What is expected: Only the lines from the start of the data through the line with "1L14 14M14 1L1" belong in the copy. Restate them word for word, minus the pictures.

Dataset excerpt:
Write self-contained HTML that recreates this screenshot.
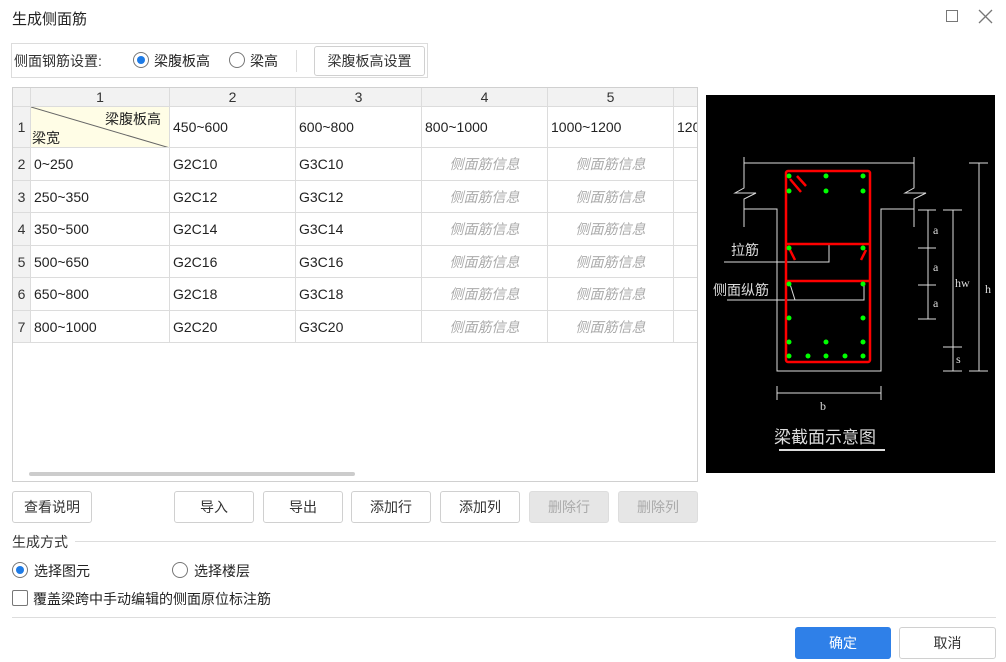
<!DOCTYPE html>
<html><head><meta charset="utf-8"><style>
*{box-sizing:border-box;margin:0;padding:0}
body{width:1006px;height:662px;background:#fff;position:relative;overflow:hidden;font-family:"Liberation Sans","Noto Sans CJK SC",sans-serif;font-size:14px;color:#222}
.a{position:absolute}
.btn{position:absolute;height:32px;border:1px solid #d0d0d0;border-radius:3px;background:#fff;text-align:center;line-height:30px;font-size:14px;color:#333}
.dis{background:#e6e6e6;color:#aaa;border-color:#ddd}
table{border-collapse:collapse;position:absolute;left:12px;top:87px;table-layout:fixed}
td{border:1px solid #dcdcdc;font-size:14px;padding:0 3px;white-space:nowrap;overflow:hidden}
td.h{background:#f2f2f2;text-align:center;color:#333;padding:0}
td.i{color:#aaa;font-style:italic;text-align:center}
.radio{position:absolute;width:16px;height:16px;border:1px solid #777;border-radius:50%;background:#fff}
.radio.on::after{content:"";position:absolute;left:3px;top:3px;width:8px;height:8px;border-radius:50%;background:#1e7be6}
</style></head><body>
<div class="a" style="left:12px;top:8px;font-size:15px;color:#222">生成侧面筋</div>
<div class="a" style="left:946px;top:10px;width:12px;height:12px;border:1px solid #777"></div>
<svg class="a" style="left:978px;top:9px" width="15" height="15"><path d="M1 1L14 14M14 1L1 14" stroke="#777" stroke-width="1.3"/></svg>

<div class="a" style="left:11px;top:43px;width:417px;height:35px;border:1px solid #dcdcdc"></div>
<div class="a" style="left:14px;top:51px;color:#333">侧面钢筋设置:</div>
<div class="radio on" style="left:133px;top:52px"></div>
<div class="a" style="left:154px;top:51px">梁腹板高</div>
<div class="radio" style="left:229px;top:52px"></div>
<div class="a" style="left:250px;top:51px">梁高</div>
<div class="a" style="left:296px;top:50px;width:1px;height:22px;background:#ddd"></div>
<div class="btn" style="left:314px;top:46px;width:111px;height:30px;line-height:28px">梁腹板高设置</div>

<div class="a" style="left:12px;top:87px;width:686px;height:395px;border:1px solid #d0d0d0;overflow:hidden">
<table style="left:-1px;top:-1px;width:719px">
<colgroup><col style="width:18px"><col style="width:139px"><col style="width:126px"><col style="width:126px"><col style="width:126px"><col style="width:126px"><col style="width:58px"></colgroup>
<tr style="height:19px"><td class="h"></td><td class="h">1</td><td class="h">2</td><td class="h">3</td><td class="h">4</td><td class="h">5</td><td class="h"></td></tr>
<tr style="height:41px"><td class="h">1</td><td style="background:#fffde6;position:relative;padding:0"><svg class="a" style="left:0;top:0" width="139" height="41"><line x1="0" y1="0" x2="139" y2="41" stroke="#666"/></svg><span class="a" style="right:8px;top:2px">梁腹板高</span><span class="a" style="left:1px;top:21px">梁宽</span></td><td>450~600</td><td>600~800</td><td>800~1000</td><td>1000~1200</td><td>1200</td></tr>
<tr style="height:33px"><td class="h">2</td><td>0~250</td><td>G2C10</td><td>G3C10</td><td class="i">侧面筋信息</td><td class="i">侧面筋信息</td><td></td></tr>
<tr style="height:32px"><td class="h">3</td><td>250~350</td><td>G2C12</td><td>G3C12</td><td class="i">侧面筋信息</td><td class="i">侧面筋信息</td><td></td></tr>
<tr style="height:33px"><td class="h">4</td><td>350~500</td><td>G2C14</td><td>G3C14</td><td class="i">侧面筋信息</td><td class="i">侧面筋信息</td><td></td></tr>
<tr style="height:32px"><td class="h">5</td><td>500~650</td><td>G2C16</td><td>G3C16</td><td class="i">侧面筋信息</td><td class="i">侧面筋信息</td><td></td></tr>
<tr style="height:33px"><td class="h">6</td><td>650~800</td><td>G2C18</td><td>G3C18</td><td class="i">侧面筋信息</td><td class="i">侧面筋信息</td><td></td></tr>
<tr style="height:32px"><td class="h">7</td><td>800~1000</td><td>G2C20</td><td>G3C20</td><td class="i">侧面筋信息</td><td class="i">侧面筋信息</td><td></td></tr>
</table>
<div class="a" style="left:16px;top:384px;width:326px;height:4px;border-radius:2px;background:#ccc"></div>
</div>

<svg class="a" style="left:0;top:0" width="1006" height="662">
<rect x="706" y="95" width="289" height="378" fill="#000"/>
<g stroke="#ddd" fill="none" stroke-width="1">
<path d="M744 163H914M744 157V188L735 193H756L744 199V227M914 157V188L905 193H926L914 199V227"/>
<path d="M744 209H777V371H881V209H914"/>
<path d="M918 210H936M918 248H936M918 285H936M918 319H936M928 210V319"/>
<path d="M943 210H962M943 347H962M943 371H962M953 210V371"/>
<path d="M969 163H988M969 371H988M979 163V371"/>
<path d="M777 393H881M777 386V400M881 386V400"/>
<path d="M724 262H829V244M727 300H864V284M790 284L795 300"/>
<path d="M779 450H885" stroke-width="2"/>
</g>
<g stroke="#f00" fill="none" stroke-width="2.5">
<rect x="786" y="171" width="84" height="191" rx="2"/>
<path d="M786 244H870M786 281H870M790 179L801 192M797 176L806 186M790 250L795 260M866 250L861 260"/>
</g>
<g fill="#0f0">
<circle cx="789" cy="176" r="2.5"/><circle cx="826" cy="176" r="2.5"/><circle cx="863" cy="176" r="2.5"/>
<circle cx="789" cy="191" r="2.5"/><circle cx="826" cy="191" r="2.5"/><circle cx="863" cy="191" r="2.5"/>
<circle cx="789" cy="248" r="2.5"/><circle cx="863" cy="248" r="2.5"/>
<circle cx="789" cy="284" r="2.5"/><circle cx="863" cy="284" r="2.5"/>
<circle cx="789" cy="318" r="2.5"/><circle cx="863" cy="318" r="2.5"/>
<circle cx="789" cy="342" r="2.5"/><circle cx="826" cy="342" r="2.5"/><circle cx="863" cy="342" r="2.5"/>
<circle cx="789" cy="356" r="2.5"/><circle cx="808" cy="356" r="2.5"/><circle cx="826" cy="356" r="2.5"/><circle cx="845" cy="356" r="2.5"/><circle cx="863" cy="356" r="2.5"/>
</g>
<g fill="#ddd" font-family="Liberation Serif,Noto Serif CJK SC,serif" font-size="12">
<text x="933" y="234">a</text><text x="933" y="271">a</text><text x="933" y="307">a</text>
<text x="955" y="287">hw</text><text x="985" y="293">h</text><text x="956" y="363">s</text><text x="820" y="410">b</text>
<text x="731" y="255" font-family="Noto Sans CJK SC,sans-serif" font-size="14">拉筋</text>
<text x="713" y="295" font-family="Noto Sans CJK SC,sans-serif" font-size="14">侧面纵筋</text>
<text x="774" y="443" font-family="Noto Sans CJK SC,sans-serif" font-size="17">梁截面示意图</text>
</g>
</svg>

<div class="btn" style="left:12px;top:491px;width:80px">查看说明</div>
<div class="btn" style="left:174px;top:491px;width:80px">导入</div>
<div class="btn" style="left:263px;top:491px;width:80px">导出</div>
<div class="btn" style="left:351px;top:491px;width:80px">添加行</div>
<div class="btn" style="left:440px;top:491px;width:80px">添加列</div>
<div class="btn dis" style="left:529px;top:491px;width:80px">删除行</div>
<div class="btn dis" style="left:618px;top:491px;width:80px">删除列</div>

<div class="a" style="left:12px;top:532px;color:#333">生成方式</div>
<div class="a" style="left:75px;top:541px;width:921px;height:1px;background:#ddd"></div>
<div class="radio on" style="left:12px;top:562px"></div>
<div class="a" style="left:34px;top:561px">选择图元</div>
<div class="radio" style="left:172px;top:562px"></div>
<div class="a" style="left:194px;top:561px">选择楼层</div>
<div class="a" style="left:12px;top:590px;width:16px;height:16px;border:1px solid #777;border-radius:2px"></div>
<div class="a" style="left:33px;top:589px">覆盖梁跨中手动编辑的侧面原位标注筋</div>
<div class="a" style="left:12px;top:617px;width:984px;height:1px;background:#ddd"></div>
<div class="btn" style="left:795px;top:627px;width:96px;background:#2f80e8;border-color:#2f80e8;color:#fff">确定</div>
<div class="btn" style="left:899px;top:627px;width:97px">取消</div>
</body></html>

Correct output:
Write self-contained HTML that recreates this screenshot.
<!DOCTYPE html>
<html><head><meta charset="utf-8"><style>
*{box-sizing:border-box;margin:0;padding:0}
body{width:1006px;height:662px;background:#fff;position:relative;overflow:hidden;font-family:"Liberation Sans","Noto Sans CJK SC",sans-serif;font-size:14px;color:#222}
.a{position:absolute}
.btn{position:absolute;height:32px;border:1px solid #d0d0d0;border-radius:3px;background:#fff;text-align:center;line-height:30px;font-size:14px;color:#333}
.dis{background:#e6e6e6;color:#aaa;border-color:#ddd}
table{border-collapse:collapse;position:absolute;left:12px;top:87px;table-layout:fixed}
td{border:1px solid #dcdcdc;font-size:14px;padding:0 3px;white-space:nowrap;overflow:hidden}
td.h{background:#f2f2f2;text-align:center;color:#333;padding:0}
td.i{color:#aaa;font-style:italic;text-align:center}
.radio{position:absolute;width:16px;height:16px;border:1px solid #777;border-radius:50%;background:#fff}
.radio.on::after{content:"";position:absolute;left:3px;top:3px;width:8px;height:8px;border-radius:50%;background:#1e7be6}
</style></head><body>
<div class="a" style="left:12px;top:8px;font-size:15px;color:#222">生成侧面筋</div>
<div class="a" style="left:946px;top:10px;width:12px;height:12px;border:1px solid #777"></div>
<svg class="a" style="left:978px;top:9px" width="15" height="15"><path d="M1 1L14 14M14 1L1 14" stroke="#777" stroke-width="1.3"/></svg>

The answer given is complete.